Broadbent’s department hasn’t finished its review of the amended report.
“This gives us the best information that we can have about the entire piece of the property,” Broadbent said.
But environmentalists have raised concerns about including the rest of Mas-Que farm in the report. By doing so, it makes it seem like the developers want to develop on that land, said Gerald Winegrad, former state senator and an environmentalist.
The farm must be protected and there is no reason to include it in the Forest Stand Delineation report if they don’t plan to develop on it, he said.
“Let’s get that (conservation) easement signed before anything is approved,” Winegrad said.
Pantelides admitted that the new FSD could create some confusion, as the proposed property lines haven’t changed in the last two iterations of the plans submitted to the city. Pantelides has pushed back against the Crystal Spring developers, saying they need to scale back the property.

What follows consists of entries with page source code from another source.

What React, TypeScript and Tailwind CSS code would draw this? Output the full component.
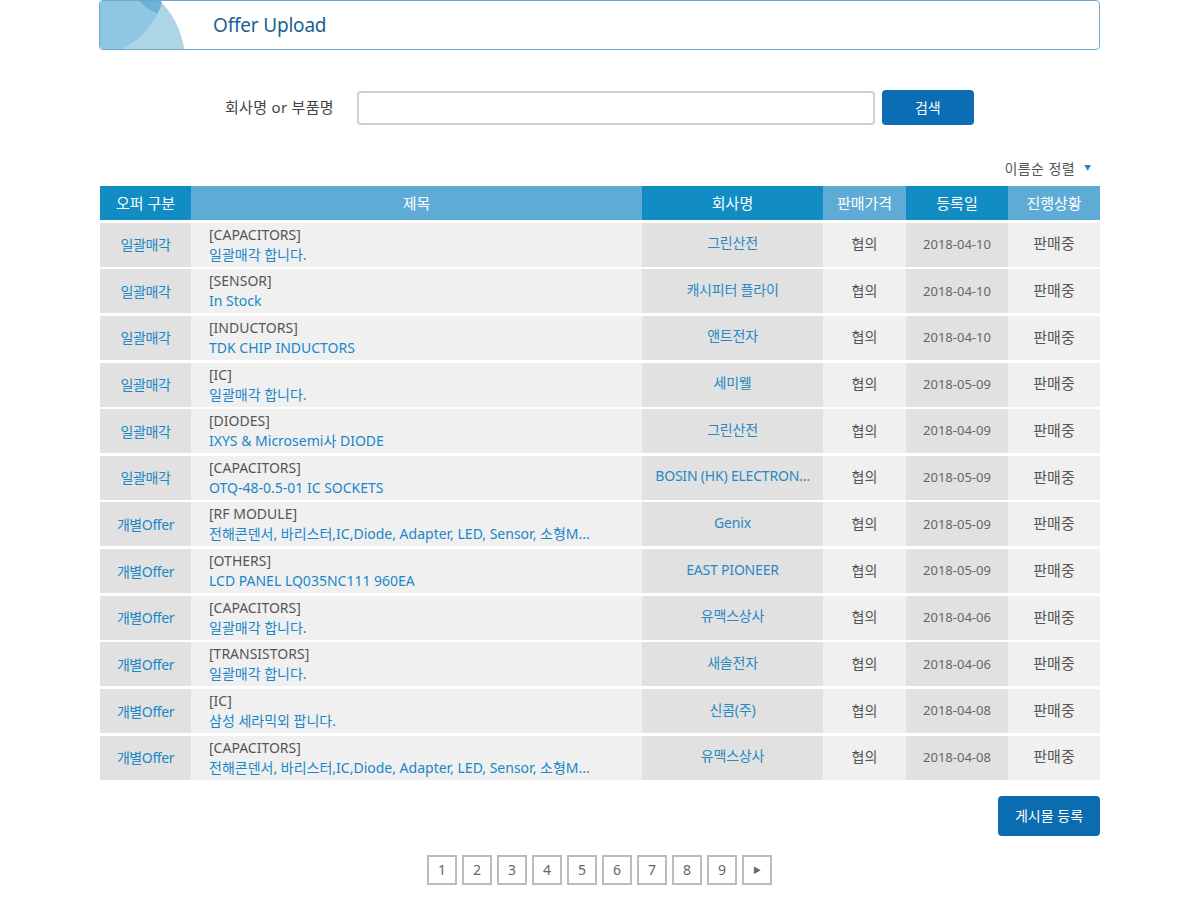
const rows = [
  { type: "일괄매각", cat: "[CAPACITORS]", title: "일괄매각 합니다.", company: "그린산전", date: "2018-04-10" },
  { type: "일괄매각", cat: "[SENSOR]", title: "In Stock", company: "캐시피터 플라이", date: "2018-04-10" },
  { type: "일괄매각", cat: "[INDUCTORS]", title: "TDK CHIP INDUCTORS", company: "앤트전자", date: "2018-04-10" },
  { type: "일괄매각", cat: "[IC]", title: "일괄매각 합니다.", company: "세미웰", date: "2018-05-09" },
  { type: "일괄매각", cat: "[DIODES]", title: "IXYS & Microsemi사 DIODE", company: "그린산전", date: "2018-04-09" },
  { type: "일괄매각", cat: "[CAPACITORS]", title: "OTQ-48-0.5-01 IC SOCKETS", company: "BOSIN (HK) ELECTRON...", date: "2018-05-09" },
  { type: "개별Offer", cat: "[RF MODULE]", title: "전해콘덴서, 바리스터,IC,Diode, Adapter, LED, Sensor, 소형M...", company: "Genix", date: "2018-05-09" },
  { type: "개별Offer", cat: "[OTHERS]", title: "LCD PANEL LQ035NC111 960EA", company: "EAST PIONEER", date: "2018-05-09" },
  { type: "개별Offer", cat: "[CAPACITORS]", title: "일괄매각 합니다.", company: "유맥스상사", date: "2018-04-06" },
  { type: "개별Offer", cat: "[TRANSISTORS]", title: "일괄매각 합니다.", company: "새솔전자", date: "2018-04-06" },
  { type: "개별Offer", cat: "[IC]", title: "삼성 세라믹외 팝니다.", company: "신콤(주)", date: "2018-04-08" },
  { type: "개별Offer", cat: "[CAPACITORS]", title: "전해콘덴서, 바리스터,IC,Diode, Adapter, LED, Sensor, 소형M...", company: "유맥스상사", date: "2018-04-08" },
];

const BannerArt = () => (
  <svg width="86" height="48" viewBox="0 0 86 48" className="shrink-0">
    <defs>
      <clipPath id="c1">
        <circle cx="0" cy="60" r="85" />
      </clipPath>
      <clipPath id="c2">
        <circle cx="-10" cy="-20" r="75" />
      </clipPath>
    </defs>
    <circle cx="0" cy="60" r="85" fill="#acd5e8" />
    <g clipPath="url(#c1)">
      <circle cx="-10" cy="-20" r="75" fill="#8fc6e1" />
      <g clipPath="url(#c2)">
        <circle cx="82" cy="-42" r="60" fill="#6eb1d7" />
      </g>
    </g>
  </svg>
);

export default function App() {
  return (
    <div
      className="w-[1200px] min-h-[910px] bg-white text-[14px] text-[#555]"
      style={{ fontFamily: '"Noto Sans", "Noto Sans CJK KR", sans-serif' }}
    >
      <div className="w-[1001px] ml-[99px]">
        {/* banner */}
        <div className="flex items-center h-[50px] border border-[#6aa8cc] rounded-[4px] overflow-hidden">
          <BannerArt />
          <span className="ml-[27px] text-[19px] text-[#1a5f94] tracking-[-0.2px]">Offer Upload</span>
        </div>

        {/* search */}
        <div className="flex items-center mt-[40px] h-[35px]">
          <span className="ml-[126px] text-[15px] text-[#444] tracking-[0.3px]">회사명 or 부품명</span>
          <input className="ml-[23px] w-[518px] h-[34px] border-2 border-[#cfcfcf] rounded-[4px] outline-none px-2" />
          <button className="ml-[7px] w-[92px] h-[35px] bg-[#0b6db3] rounded-[4px] text-white text-[14px]">검색</button>
        </div>

        {/* sort */}
        <div className="flex justify-end items-center mt-[34px] h-[18px] pr-[9px] text-[14px] text-[#555]">
          <span className="tracking-[0.4px]">이름순 정렬</span>
          <span className="ml-[9px] text-[7px] text-[#1a87c6]">▼</span>
        </div>

        {/* table */}
        <div className="mt-[9px] ml-[1px] w-[1000px]">
          <div className="flex h-[34px] text-white text-[15px]">
            <div className="w-[91px] bg-[#118dc4] flex items-center justify-center">오퍼 구분</div>
            <div className="w-[451px] bg-[#5eabd6] flex items-center justify-center">제목</div>
            <div className="w-[181px] bg-[#118dc4] flex items-center justify-center">회사명</div>
            <div className="w-[83px] bg-[#5eabd6] flex items-center justify-center">판매가격</div>
            <div className="w-[102px] bg-[#118dc4] flex items-center justify-center">등록일</div>
            <div className="w-[92px] bg-[#5eabd6] flex items-center justify-center">진행상황</div>
          </div>
          {rows.map((r, i) => (
            <div key={i} className="flex h-[44px] mt-[2.65px]">
              <div className="w-[91px] bg-[#e1e1e1] flex items-center justify-center text-[#1a87c6] tracking-[-0.4px]">
                {r.type}
              </div>
              <div className="w-[451px] bg-[#f0f0f0] flex flex-col justify-center pl-[18px] leading-[20px]">
                <span className="text-[#555]">{r.cat}</span>
                <span className="text-[#1a87c6] whitespace-nowrap">{r.title}</span>
              </div>
              <div className="w-[181px] bg-[#e1e1e1] flex items-center justify-center pb-[4px] text-[#2a88c3] text-[14px] tracking-[-0.2px] whitespace-nowrap">
                {r.company}
              </div>
              <div className="w-[83px] bg-[#f0f0f0] flex items-center justify-center pb-[2px] text-[#555]">협의</div>
              <div className="w-[102px] bg-[#e1e1e1] flex items-center justify-center text-[13px] text-[#666]">
                {r.date}
              </div>
              <div className="w-[92px] bg-[#f0f0f0] flex items-center justify-center pb-[2px] text-[15px] text-[#555]">판매중</div>
            </div>
          ))}
        </div>

        {/* register */}
        <div className="flex justify-end mt-[16px]">
          <button className="w-[102px] h-[40px] bg-[#0b6db0] rounded-[4px] text-white text-[14px]">게시물 등록</button>
        </div>

        {/* pagination */}
        <div className="flex justify-center gap-[5px] mt-[19px]">
          {["1", "2", "3", "4", "5", "6", "7", "8", "9"].map((n) => (
            <div
              key={n}
              className="w-[30px] h-[30px] border-2 border-[#bbb] flex items-center justify-center text-[14px] text-[#666]"
            >
              {n}
            </div>
          ))}
          <div className="w-[30px] h-[30px] border-2 border-[#bbb] flex items-center justify-center text-[8px] text-[#666]">
            ▶
          </div>
        </div>
      </div>
    </div>
  );
}
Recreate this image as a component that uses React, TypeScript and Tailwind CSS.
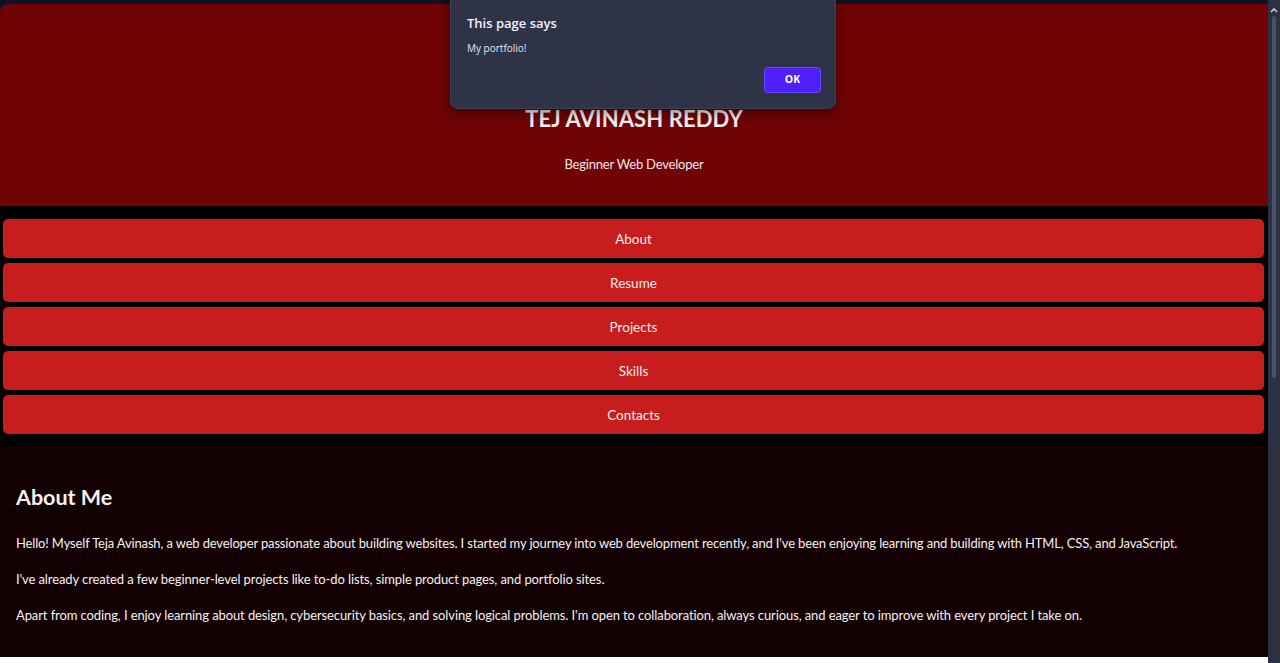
import React from "react";

const navItems = ["About", "Resume", "Projects", "Skills", "Contacts"];

export default function App() {
  return (
    <div className="relative w-[1280px] h-[663px] overflow-hidden bg-white flex" style={{ fontFamily: "Lato, 'Open Sans', sans-serif" }}>
      <div className="flex-1 flex flex-col">
        <div className="h-[4px] bg-[#0e1222]" />
        <div className="bg-[#0e1222]">
          <header className="h-[202px] bg-[#700404] rounded-tl-lg flex flex-col items-center pt-[104px]">
            <h1 className="text-[22px] font-bold text-[#f6eff4] tracking-[0.1px] leading-none">TEJ AVINASH REDDY</h1>
            <p className="mt-[28px] text-[13px] tracking-[-0.2px] text-[#f3e6e6] leading-none">Beginner Web Developer</p>
          </header>
        </div>
        <nav className="bg-black pt-[13px] pb-[12px] pl-[3px] pr-[4px] flex flex-col gap-[5px]">
          {navItems.map((n) => (
            <div key={n} className="h-[39px] bg-[#c81d1d] rounded-[5px] flex items-center justify-center pt-[1px] text-[13.5px] text-[#f7eeee]">
              {n}
            </div>
          ))}
        </nav>
        <section className="h-[211px] bg-[#120002] px-[16px] pt-[41px] text-[#f7f1f1]">
          <h2 className="text-[21.5px] font-bold leading-none">About Me</h2>
          <p className="mt-[28px] text-[13px] tracking-[-0.15px] leading-none whitespace-nowrap">
            Hello! Myself Teja Avinash, a web developer passionate about building websites. I started my journey into web development recently, and I've been enjoying learning and building with HTML, CSS, and JavaScript.
          </p>
          <p className="mt-[23px] text-[13px] tracking-[-0.1px] leading-none">
            I've already created a few beginner-level projects like to-do lists, simple product pages, and portfolio sites.
          </p>
          <p className="mt-[23px] text-[13px] tracking-[-0.1px] leading-none">
            Apart from coding, I enjoy learning about design, cybersecurity basics, and solving logical problems. I'm open to collaboration, always curious, and eager to improve with every project I take on.
          </p>
        </section>
      </div>
      <div className="w-[12px] h-full bg-[#2c3142] flex flex-col items-center">
        <svg width="8" height="6" viewBox="0 0 8 6" className="mt-[7px]">
          <path d="M1 5 L4 2 L7 5" stroke="#c8ccd8" strokeWidth="1.6" fill="none" />
        </svg>
        <div className="mt-[3px] w-[4px] h-[362px] rounded-full bg-[#4a5168]" />
      </div>

      <div className="absolute left-[450px] top-[-11px] w-[386px] h-[120px] bg-[#2e3348] rounded-lg border border-[#3c4157] shadow-[0_4px_12px_rgba(0,0,0,0.45)]" style={{ fontFamily: "'Open Sans', 'Noto Sans', sans-serif" }}>
        <div className="absolute left-[16px] top-[24px] text-[13px] font-semibold text-[#f2f3f7]">This page says</div>
        <div className="absolute left-[16px] top-[51px] text-[10px] text-[#e6e7ee]">My portfolio!</div>
        <div className="absolute left-[313px] top-[77px] w-[57px] h-[26px] bg-[#5020fb] border border-[#6a48ff] rounded-[4px] flex items-center justify-center text-[10.5px] font-bold text-white">
          OK
        </div>
      </div>
    </div>
  );
}
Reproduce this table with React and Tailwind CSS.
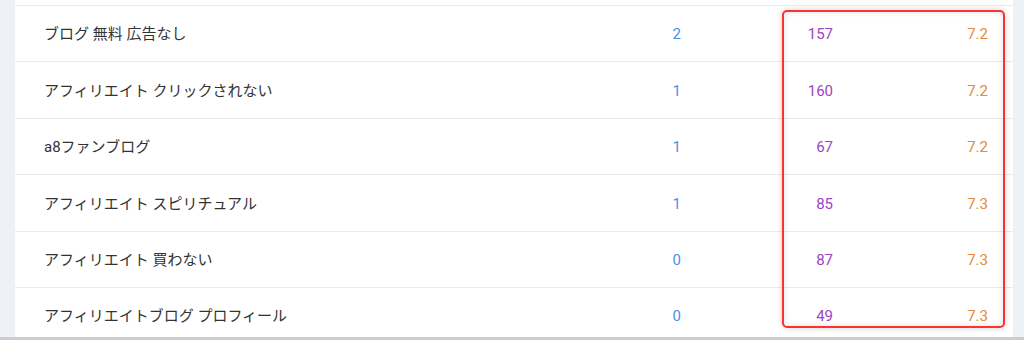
const ROWS = [
  { keyword: 'ブログ 無料 広告なし', count: 2, volume: 157, score: '7.2' },
  { keyword: 'アフィリエイト クリックされない', count: 1, volume: 160, score: '7.2' },
  { keyword: 'a8ファンブログ', count: 1, volume: 67, score: '7.2' },
  { keyword: 'アフィリエイト スピリチュアル', count: 1, volume: 85, score: '7.3' },
  { keyword: 'アフィリエイト 買わない', count: 0, volume: 87, score: '7.3' },
  { keyword: 'アフィリエイトブログ プロフィール', count: 0, volume: 49, score: '7.3' },
];

const App = () => {
  return (
    <div
      className="relative flex h-[340px] w-[1024px] overflow-hidden bg-[#eef2f7]"
      style={{ fontFamily: "Roboto, 'Noto Sans CJK JP', sans-serif" }}
    >
      <div className="w-[15px] shrink-0" />
      <div className="flex w-[998px] shrink-0 flex-col bg-white">
        <div className="h-[5px] shrink-0" />
        <div className="flex-1 border-t border-[#ebebeb]">
          {ROWS.map((row) => (
            <div
              key={row.keyword}
              className="flex h-[56.4px] items-center border-b border-[#ebebeb] pt-[2px] text-[15px]"
            >
              <div className="w-[400px] pl-[29px] text-[#333]">{row.keyword}</div>
              <div className="w-[266px] text-right text-[#4a90e2]">{row.count}</div>
              <div className="w-[152px] text-right text-[#9b45c0]">{row.volume}</div>
              <div className="w-[155px] text-right text-[#e48a3c]">{row.score}</div>
            </div>
          ))}
        </div>
      </div>
      <div className="flex-1" />
      <div className="absolute bottom-0 left-0 h-[3px] w-full bg-[#c9ced3]" />
      <div className="absolute left-[782px] top-[10px] h-[318px] w-[223px] rounded-[5px] border-2 border-[#ff3030] shadow-[0_0_6px_rgba(0,0,0,0.18),inset_0_0_6px_rgba(0,0,0,0.12)]" />
    </div>
  );
};

export default App;
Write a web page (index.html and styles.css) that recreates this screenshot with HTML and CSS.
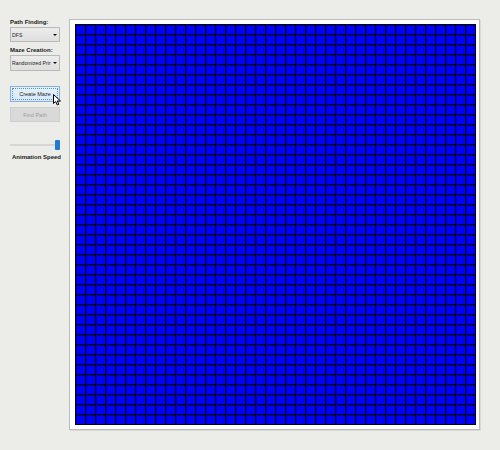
FILE: index.html
```html
<!DOCTYPE html>
<html>
<head>
<meta charset="utf-8">
<link rel="stylesheet" href="styles.css">
</head>
<body>
<div class="app">
  <aside class="sidebar">
    <div class="label l1">Path Finding:</div>
    <div class="select s1"><span>DFS</span><i class="arrow"></i></div>
    <div class="label l2">Maze Creation:</div>
    <div class="select s2"><span>Randomized Prir</span><i class="arrow"></i></div>
    <div class="btn primary"><span class="focus">Create Maze</span>
      <svg class="cursor" width="9" height="12" viewBox="0 0 9 12"><path d="M0.5 0.5 L0.5 9.5 L2.7 7.5 L4.3 11 L5.8 10.3 L4.3 7 L7.5 7 Z" fill="#fff" stroke="#000" stroke-width="1" stroke-linejoin="round"/></svg>
    </div>
    <div class="btn disabled">Find Path</div>
    <div class="slider"><div class="track"></div><div class="thumb"></div></div>
    <div class="label l3">Animation Speed</div>
  </aside>
  <main class="frame">
    <div class="grid"></div>
  </main>
</div>
</body>
</html>
```
FILE: styles.css
```css
html, body {
  margin: 0;
  padding: 0;
  background: #ecece9;
  width: 500px;
  height: 450px;
  overflow: hidden;
  font-family: "Liberation Sans", Arial, sans-serif;
}
.app {
  display: flex;
  align-items: flex-start;
}
.sidebar {
  width: 50px;
  margin-left: 10px;
  padding-top: 18px;
  display: flex;
  flex-direction: column;
}
.label {
  font-size: 6px;
  font-weight: bold;
  line-height: 8px;
  height: 8px;
  color: #1a1a1a;
  white-space: nowrap;
}
.l3 {
  margin-top: 3px;
  padding-left: 2px;
}
.select {
  box-sizing: border-box;
  height: 15px;
  border: 1px solid #b9b9b9;
  background: linear-gradient(#ececec, #dfdfdf);
  display: flex;
  align-items: center;
  padding: 0 2px 0 1px;
  font-size: 5.2px;
  color: #222;
  position: relative;
  white-space: nowrap;
  overflow: hidden;
}
.select span { flex: 1; overflow: hidden; }
.s1 { margin-top: 1px; }
.s2 { margin-top: 1px; height: 16px; }
.l2 { margin-top: 4px; }
.arrow {
  flex: none;
  width: 0;
  height: 0;
  border-left: 2px solid transparent;
  border-right: 2px solid transparent;
  border-top: 2.5px solid #111;
  margin-left: 2px;
}
.btn {
  box-sizing: border-box;
  height: 16px;
  display: flex;
  align-items: center;
  justify-content: center;
  font-size: 5.5px;
  color: #222;
  position: relative;
}
.primary {
  margin-top: 15px;
  border: 1px solid #7fb2e5;
  background: linear-gradient(#e6f1fb, #d6e8f8);
  padding: 1px;
}
.primary .focus {
  box-sizing: border-box;
  width: 100%;
  height: 100%;
  border: 1px dotted #6a8fb5;
  display: flex;
  align-items: center;
  justify-content: center;
}
.disabled {
  margin-top: 5px;
  height: 15px;
  border: 1px solid #cfcfcf;
  background: #d9d9d9;
  color: #9c9c9c;
}
.cursor {
  position: absolute;
  left: 42px;
  top: 7px;
}
.slider {
  margin-top: 18px;
  height: 10px;
  position: relative;
}
.track {
  position: absolute;
  left: 0;
  right: 4px;
  top: 4px;
  height: 2px;
  background: #d6d6d4;
}
.thumb {
  position: absolute;
  right: 0;
  top: 0;
  width: 5px;
  height: 10px;
  background: #1f7ad2;
  border-radius: 1px;
}
.frame {
  margin-left: 9px;
  margin-top: 19px;
  border: 1px solid #bcbcbc;
  box-shadow: 1px 1px 0 #d9d9d7;
  background: #fff;
  padding: 4px 3px 4px 5px;
}
.grid {
  width: 401px;
  height: 401px;
  background-color: #0000ff;
  background-image:
    linear-gradient(to right, #000 0, #000 1px, #0000a8 1px, #0000a8 2px, transparent 2px),
    linear-gradient(to bottom, #000 0, #000 1px, #0000a8 1px, #0000a8 2px, transparent 2px);
  background-size: 10px 10px;
}
```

Throughout the process, nobody really talked about it as one property, he said. It was Crystal Spring, he said, and then Mas-Que Farm.
“I was kind of surprised and taken aback by it,” he said. “Moving the line is going to cause some confusion with the public and the (city) council.”
What is known is that the Crystal Spring developers want to make modifications to their proposed lines for the development, and for Mas-Que Farm to be conserved. What isn’t known yet is what those lines will look like.
Breines said that things are still being tweaked as they go through stormwater management engineering. Those lines will be part of the Forest Conservation Plan, which is anticipated to be submitted this month, although it has been delayed a few months already. It would be the third plan submitted to the city under the Pantelides administration.
Diane Butler, a member of the Annapolis Environmental Commission, said the developers need to make sure they live up to the annexation agreement and conserve 75 acres of property.
“I have no doubt the city would enforce stormwater compliance on-site and not offload it onto Mas-Que Farm,” Butler said.